Goodyear was honest: “I don’t think so. Especially if I’d known it was a drunken woman. I’m a moralist when it comes to drunken women.” He put a hand to his head. “Or drunks of any sort.”
“I wouldn’t have gone,” said Stephen. “And that’s one of the questions I want to ask myself, if I can get away – Why wouldn’t I go out in the rain for a frightened woman? Aren’t doctors supposed to be good for moral comfort as well? Is that where my work stops – at operations and pills and bandages and making money?” The rain spattered against the window: he looked out at a world blurred as if by tears. “I wonder what ever happened to that woman that night? I wonder if she ever feels remorse if she knew that Dad died because of her?”

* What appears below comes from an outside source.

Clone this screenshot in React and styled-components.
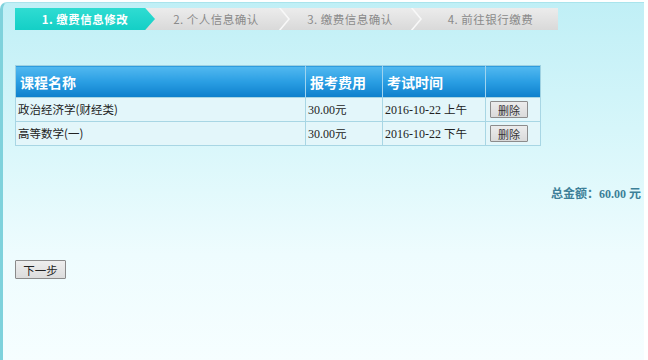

“No patient ever thinks that of his doctor.” Goodyear sounded cynical, but it was the truth. “Has any patient told you you looked tired these past couple of weeks? Last year when you had Asian ’flu, did any of them ask how you were? Me, neither. They pay us their bills and some of them add their gratitude as an extra. But none of them ever gives you any sympathy. When you die some of them might grieve for you, if you were a good enough bloke – I think a lot might have grieved for your dad. But none of them ever gives a thought to the fact that he might have killed you. The most heartless one in the doctor-patient relationship, believe me, is the patient.” Goodyear straightened his tie; the long hands shook a little. “Where would you go for your holiday?”
Where to go? The mind, as much as the body, needed the holiday. And where to take it? Stephen thought. Mentally, he was lazy; he had never been one for exercising his mind. When he read for instruction or the banking up of a little wisdom, he read only medical books; all his other reading was purely for entertainment, library souffle. He had never played chess or mah-jongg or indulged in esoteric contemplations: his mind, if it was tired, was tired because it had had such little exercise to condition it: it was run down from a surfeit of small talk. And yet where was he to go, that it might be revived? He was not an intellectual, a professor of philosophy who could benefit from a sabbatical amid European founts; nor an artist, who could break away from the back-biting galleries crowd and go off on his own. He would not gain by going to Melbourne or Brisbane, to talk with other doctors in an atmosphere of abstraction, away from the schedule of operations, visits and surgery hours: he was clear-sighted enough to know that, practically speaking, he was not backward in the art of healing. Australia was a vast place, but now all at once it seemed to offer him nowhere to go.
“I don’t know.” Stephen shoved his hands deep into his jacket pocket. His fingers came up against something hard and sharp: without taking it from his pocket he knew it was an aboriginal charm. His hand closed on it: it could be another portent, another door opening somewhere to a future he had never glimpsed. He was a Catholic, but all his life he had believed in pagan luck, and he knew he was not alone.
“I’m going to Winnemincka,” he said, and looked with something like triumph at the expression that could have been envy on Goodyear’s face.